[Start]

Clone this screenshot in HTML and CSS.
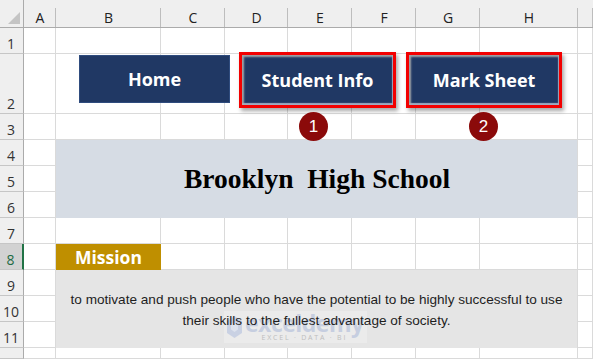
FILE: index.html
```html
<!DOCTYPE html>
<html>
<head>
<meta charset="utf-8">
<link rel="stylesheet" href="styles.css">
</head>
<body>
<div class="page">
  <div class="sheet">
    <!-- column headers -->
    <div class="corner"><span class="tri"></span></div>
    <div class="ch">A</div><div class="ch">B</div><div class="ch">C</div><div class="ch">D</div>
    <div class="ch">E</div><div class="ch">F</div><div class="ch">G</div><div class="ch wide">H</div><div class="ch"></div>

    <!-- merged blocks -->
    <div class="title">Brooklyn  High School</div>
    <div class="mission">Mission</div>
    <div class="statement">
      <div class="watermark">
        <svg class="wm-icon" width="17" height="24" viewBox="0 0 17 24">
          <path d="M8.5 1 L16 6 L16 18 L8.5 23 L1 18 L1 6 Z" fill="#c9d1e3"/>
          <path d="M8.5 7 L12 9.5 L12 14.5 L8.5 17 L5 14.5 L5 9.5 Z" fill="#dde3ee"/>
        </svg>
        <div class="wm-text">
          <span class="wm-name">exceldemy</span>
          <span class="wm-sub">EXCEL · DATA · BI</span>
        </div>
      </div>
      <p class="statement-text">to motivate and push people who have the potential to be highly successful to use<br>their skills to the fullest advantage of society.</p>
    </div>

    <!-- row 1 -->
    <div class="rh">1</div>
    <div class="c"></div><div class="c"></div><div class="c"></div><div class="c"></div><div class="c"></div><div class="c"></div><div class="c"></div><div class="c"></div><div class="c"></div>
    <!-- row 2 -->
    <div class="rh">2</div>
    <div class="c"></div><div class="c"></div><div class="c"></div><div class="c"></div><div class="c"></div><div class="c"></div><div class="c"></div><div class="c"></div><div class="c"></div>
    <!-- row 3 -->
    <div class="rh">3</div>
    <div class="c"></div><div class="c"></div><div class="c"></div><div class="c"></div><div class="c"></div><div class="c"></div><div class="c"></div><div class="c"></div><div class="c"></div>
    <!-- rows 4-6 -->
    <div class="rh">4</div><div class="c"></div><div class="c"></div>
    <div class="rh">5</div><div class="c"></div><div class="c"></div>
    <div class="rh">6</div><div class="c"></div><div class="c"></div>
    <!-- row 7 -->
    <div class="rh">7</div>
    <div class="c"></div><div class="c"></div><div class="c"></div><div class="c"></div><div class="c"></div><div class="c"></div><div class="c"></div><div class="c"></div><div class="c"></div>
    <!-- row 8 -->
    <div class="rh sel">8</div>
    <div class="c"></div><div class="c"></div><div class="c"></div><div class="c"></div><div class="c"></div><div class="c"></div><div class="c"></div><div class="c"></div>
    <!-- rows 9-11 -->
    <div class="rh">9</div><div class="c"></div><div class="c"></div>
    <div class="rh">10</div><div class="c"></div><div class="c"></div>
    <div class="rh">11</div><div class="c"></div><div class="c"></div>
    <!-- row 12 -->
    <div class="rh"></div>
    <div class="c"></div><div class="c"></div><div class="c"></div><div class="c"></div><div class="c"></div><div class="c"></div><div class="c"></div><div class="c"></div><div class="c"></div>
  </div>

  <!-- floating shapes over the sheet -->
  <div class="btn home">Home</div>
  <div class="frame frame-info"><div class="btn inner">Student Info</div></div>
  <div class="frame frame-mark"><div class="btn inner">Mark Sheet</div></div>
  <div class="badge badge-1">1</div>
  <div class="badge badge-2">2</div>
</div>
</body>
</html>
```

FILE: styles.css
```css
html, body {
  margin: 0;
  padding: 0;
  background: #ffffff;
  overflow: hidden;
}

.page {
  position: relative;
  width: 593px;
  height: 359px;
  overflow: hidden;
  font-family: "Open Sans", "Liberation Sans", sans-serif;
}

.sheet {
  display: grid;
  grid-template-columns: 24px 32px 105px 64px 63px 64px 64px 64px 98px 15px;
  grid-template-rows: 28px 26px 60px 26px repeat(8, 26px) 11px;
  width: 593px;
}

.corner {
  position: relative;
  background: #efefef;
  border-right: 1px solid #ababab;
  border-bottom: 1px solid #ababab;
}
.tri {
  position: absolute;
  right: 3px;
  bottom: 3px;
  width: 12px;
  height: 12px;
  background: #c4c4c4;
  clip-path: polygon(100% 0, 100% 100%, 0 100%);
}

.ch {
  background: linear-gradient(#bdbdbd, #bdbdbd) right bottom / 1px 19px no-repeat, #efefef;
  border-bottom: 1px solid #ababab;
  font-size: 14px;
  line-height: 18px;
  padding-top: 9px;
  text-align: center;
  color: #222222;
}

.rh {
  background: #efefef;
  border-right: 1px solid #ababab;
  border-bottom: 1px solid #c6c6c6;
  font-size: 14px;
  line-height: 16px;
  color: #333333;
  display: flex;
  align-items: flex-end;
  justify-content: center;
  padding-bottom: 1px;
  padding-right: 1px;
  box-sizing: border-box;
}
.rh.sel {
  background: #d2d2d2;
  color: #1d6b43;
  border-right: 2px solid #217346;
}

.c {
  border-right: 1px solid #dadada;
  border-bottom: 1px solid #dadada;
}

.title {
  grid-column: 3 / 10;
  grid-row: 5 / 8;
  background: #d6dce4;
  display: flex;
  align-items: center;
  justify-content: center;
  white-space: pre;
  font-family: "Liberation Serif", serif;
  font-weight: bold;
  font-size: 27.5px;
  color: #000000;
  padding-left: 1px;
  border-right: 1px solid #dadada;
}

.mission {
  grid-column: 3;
  grid-row: 9;
  background: #bf8f00;
  color: #ffffff;
  font-weight: bold;
  font-size: 17.5px;
  display: flex;
  align-items: center;
  justify-content: center;
  line-height: 26px;
}

.statement {
  grid-column: 3 / 10;
  grid-row: 10 / 13;
  position: relative;
  background: #e5e5e5;
  display: flex;
  align-items: center;
  justify-content: center;
  border-right: 1px solid #dadada;
  padding-top: 1px;
  box-sizing: border-box;
}
.statement-text {
  position: relative;
  z-index: 1;
  margin: 0;
  text-align: center;
  font-family: "Liberation Sans", Arial, sans-serif;
  font-size: 13.6px;
  line-height: 21px;
  color: #1e1e1e;
}

.btn {
  background: #203864;
  color: #ffffff;
  font-weight: bold;
  font-size: 18px;
  display: flex;
  align-items: center;
  justify-content: center;
  box-sizing: border-box;
}

.home {
  position: absolute;
  left: 79px;
  top: 55px;
  width: 151px;
  height: 48px;
  border: 1px solid #2f4c7e;
}

.frame {
  position: absolute;
  top: 52px;
  height: 56px;
  border: 3px solid #f20000;
  box-sizing: border-box;
  box-shadow: 2px 3px 4px rgba(0, 0, 0, 0.35);
}
.frame-info { left: 239px; width: 157px; }
.frame-mark { left: 406px; width: 156px; }

.inner {
  width: 100%;
  height: 100%;
  box-shadow: inset 2px 2px 2px rgba(175, 175, 175, 0.9), inset -1px -2px 1px rgba(190, 200, 215, 0.8);
}

.badge {
  position: absolute;
  top: 112px;
  width: 29px;
  height: 29px;
  border-radius: 50%;
  background: #8b0a0a;
  color: #ffffff;
  font-family: "Liberation Sans", Arial, sans-serif;
  font-size: 17px;
  line-height: 29px;
  text-align: center;
}
.badge-1 { left: 299px; }
.badge-2 { left: 469px; }

.watermark {
  position: absolute;
  left: 168px;
  top: 41px;
  width: 143px;
  height: 32px;
  display: flex;
  align-items: center;
  gap: 2px;
  background: #ebebeb;
  padding-left: 2px;
  box-sizing: border-box;
}
.wm-text {
  display: flex;
  flex-direction: column;
  align-items: center;
  line-height: 1;
}
.wm-name {
  font-family: "Open Sans", sans-serif;
  font-weight: bold;
  font-size: 23px;
  color: #c6cee0;
  letter-spacing: -0.5px;
  line-height: 20px;
}
.wm-sub {
  font-family: "Open Sans", sans-serif;
  font-size: 7px;
  letter-spacing: 1.8px;
  color: #bdbdbd;
  line-height: 9px;
}
```
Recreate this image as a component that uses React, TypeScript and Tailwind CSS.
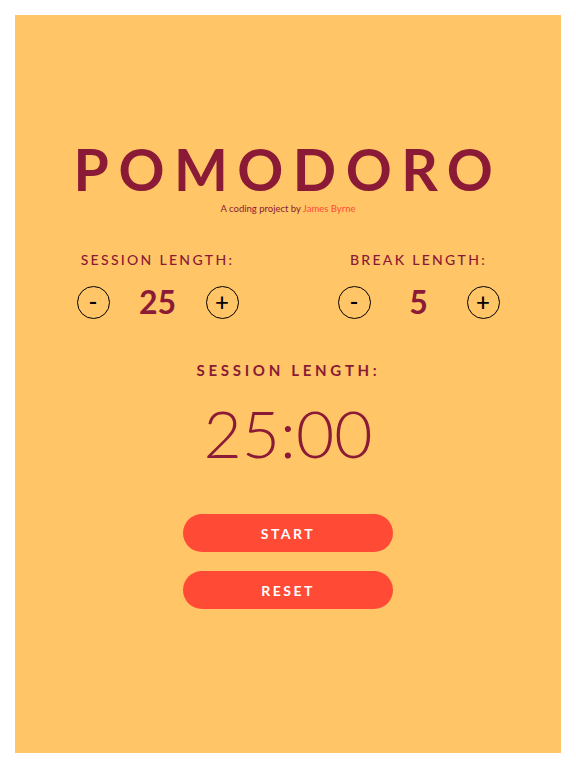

[End]

**GOAL OF THE EXERCISE**
Return only the number of lines in the data above that include the word "this".

**SOLUTION**
2